I worked from 2 to 10 p.m., and Carla worked days, so we didn’t see each other as much as I would have liked. We often met at Vesuvios on Columbus Avenue (next to City Lights Books) for a mid-day liquid lunch. (I wonder if our initials are still carved into the back wall by the bathroom?) My job title was Assistant Cafeteria Manager, but I was more of a dishwasher/janitor than anything else. The daytime cafeteria staff was a gang of surly ex-cons who made no secret of their contempt of my white college educated ass, though contempt is not a word any of them would use to describe their feelings regarding my ass. Rudy, the oily cafeteria manager did not attempt to hide his loathing for my existence. He operated the cafeteria as his personal fiefdom, often taking young office workers into his office for “personal consultation” as he called it. The employees called it the United Filipino Bank, because the office staff was comprised predominantly of Filipinos. The office workers were a noisy lot, generally good natured, but prone to dramatics, particularly the males.
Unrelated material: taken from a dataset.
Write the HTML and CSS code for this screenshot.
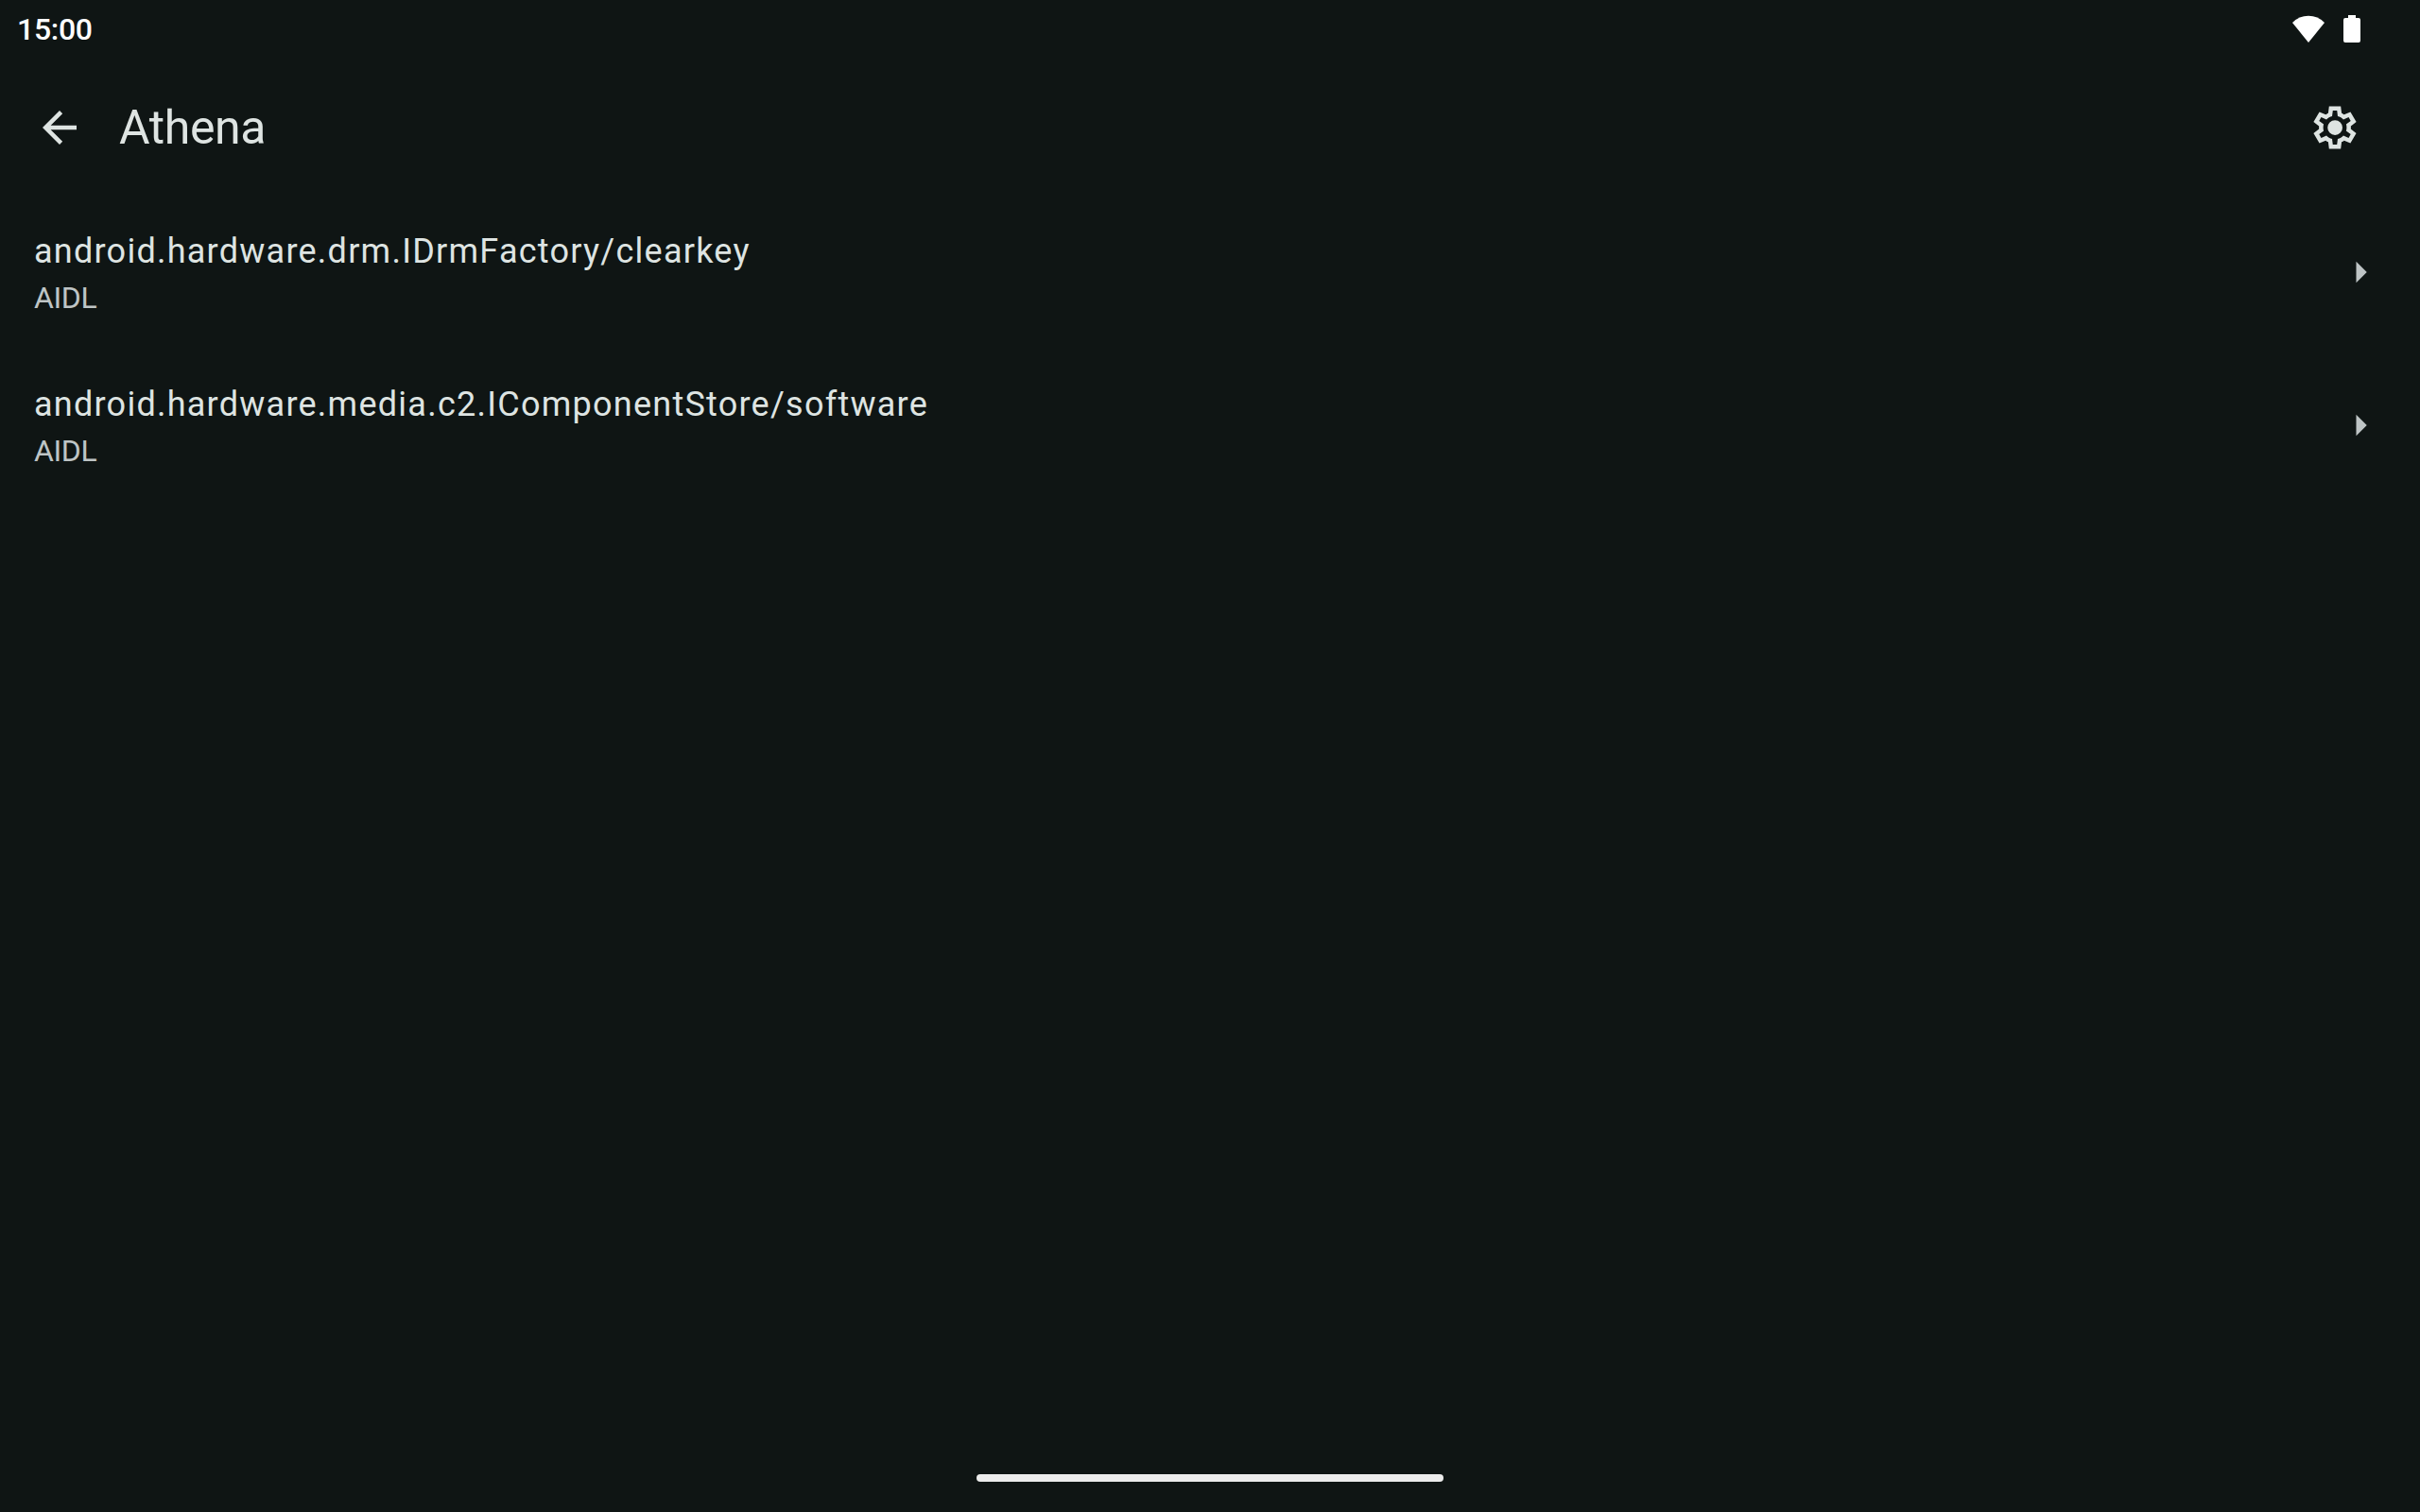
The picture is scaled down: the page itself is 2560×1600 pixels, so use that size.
FILE: index.html
```html
<!DOCTYPE html>
<html lang="en">
<head>
<meta charset="utf-8">
<title>Athena</title>
<link rel="stylesheet" href="styles.css">
</head>
<body>
<div class="status-bar">
  <span class="clock">15:00</span>
  <div class="status-icons">
    <svg class="wifi" viewBox="0 0 34 29"><path d="M17 29 0 8Q7 .8 17 .8T34 8Z"/></svg>
    <svg class="battery" viewBox="0 0 18 29"><path d="M5 0h8v3h3a2 2 0 0 1 2 2v22a2 2 0 0 1-2 2H2a2 2 0 0 1-2-2V5a2 2 0 0 1 2-2h3z"/></svg>
  </div>
</div>
<header class="app-bar">
  <svg class="icon" viewBox="0 0 24 24"><path d="M20 11H7.83l5.59-5.59L12 4l-8 8 8 8 1.41-1.41L7.83 13H20v-2z"/></svg>
  <h1 class="title">Athena</h1>
  <svg class="icon" viewBox="0 -960 960 960"><path d="m370-80-16-128q-13-5-24.500-12T307-235l-119 50L78-375l103-78q-1-7-1-13.500v-27q0-6.500 1-13.500L78-585l110-190 119 50q11-8 23-15t24-12l16-128h220l16 128q13 5 24.500 12t22.500 15l119-50 110 190-103 78q1 7 1 13.500v27q0 6.500-2 13.500l103 78-110 190-118-50q-11 8-23 15t-24 12L590-80H370Zm70-80h79l14-106q31-8 57.500-23.500T639-327l99 41 39-68-86-65q5-14 7-29.500t2-31.500q0-16-2-31.500t-7-29.500l86-65-39-68-99 42q-22-23-48.500-38.500T533-694l-13-106h-79l-14 106q-31 8-57.500 23.500T321-633l-99-41-39 68 86 64q-5 15-7 30t-2 32q0 16 2 31t7 30l-86 65 39 68 99-42q22 23 48.500 38.500T427-266l13 106Zm42-180q58 0 99-41t41-99q0-58-41-99t-99-41q-59 0-99.500 41T342-480q0 58 40.500 99t99.500 41Z"/></svg>
</header>
<main class="list">
  <div class="row">
    <div class="row-text">
      <div class="name">android.hardware.drm.IDrmFactory/clearkey</div>
      <div class="kind">AIDL</div>
    </div>
    <svg class="chevron" viewBox="0 0 24 24"><path d="m10 17 5-5-5-5z"/></svg>
  </div>
  <div class="row">
    <div class="row-text">
      <div class="name">android.hardware.media.c2.IComponentStore/software</div>
      <div class="kind">AIDL</div>
    </div>
    <svg class="chevron" viewBox="0 0 24 24"><path d="m10 17 5-5-5-5z"/></svg>
  </div>
</main>
<footer class="nav-bar"><div class="handle"></div></footer>
</body>
</html>
```
FILE: styles.css
```css
* {
  box-sizing: border-box;
}

body {
  margin: 0;
  height: 1600px;
  display: flex;
  flex-direction: column;
  background: #0f1514;
  color: #dee4e2;
  font-family: Roboto, "Liberation Sans", sans-serif;
}

svg {
  display: block;
  flex: none;
  fill: currentColor;
}

.status-bar {
  height: 63px;
  padding: 0 63px 0 18px;
  display: flex;
  justify-content: space-between;
  color: #fff;
}

.clock {
  font-size: 32px;
  font-weight: 500;
  line-height: 62px;
  letter-spacing: -0.3px;
}

.status-icons {
  display: flex;
  gap: 20px;
  padding-top: 16px;
}

.wifi {
  width: 34px;
  height: 29px;
}

.battery {
  width: 18px;
  height: 29px;
}

.app-bar {
  height: 144px;
  padding: 0 63px 0 36px;
  display: flex;
  align-items: center;
}

.icon {
  width: 54px;
  height: 54px;
}

.title {
  flex: 1;
  margin: 0 0 0 36px;
  font-size: 50px;
  font-weight: 400;
  line-height: 64px;
  letter-spacing: -0.4px;
}

.list {
  flex: 1;
}

.row {
  height: 162px;
  padding: 0 36.25px 0 36px;
  display: flex;
  align-items: center;
  justify-content: space-between;
}

.name {
  font-size: 36px;
  line-height: 54px;
  letter-spacing: 1.25px;
}

.kind {
  font-size: 32px;
  line-height: 45px;
  letter-spacing: -0.4px;
  color: #bec4c5;
}

.chevron {
  width: 54px;
  height: 54px;
  color: #bec4c5;
}

.nav-bar {
  height: 40px;
  display: flex;
  justify-content: center;
}

.handle {
  width: 494px;
  height: 8px;
  border-radius: 4px;
  background: #ececec;
}
```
I can’t tell you how many slap fights I broke up during my time in the cafeteria. Another annoying habit of the clientele was their inability to master the finer points of microwave cooking. Apparently, fertilized chicken eggs are a delicacy in the Philippines. Yet, did they have to microwave them to the point of combustion, leaving me the job of scraping exploded chicken fetus parts out of the microwave?
The only non-Filipino workers who utilized the cafeteria were Rudy, Paco the cook, Willie the other cook, Manny the dishwasher, Leroy the security guard (by the way, the only white Leroy I ever encountered), Mo the Palestinian janitor, who was as friendly as could be but loved to argue Mid-East politics (a pastime I still have no taste for), and me. I was not so shocked one day to open The San Francisco Chronicle and see a photo of Rudy, Paco, Willie, Manny, and Leroy being led away in handcuffs under the headline “Drug Kingpin Busted.” When I got to work I was immediately promoted to Cafeteria Manager and told not to talk to the press. The President of United California Bank personally came in to the employees cafeteria to congratulate me. I was given a 25 cent an hour raise. The next day I quit.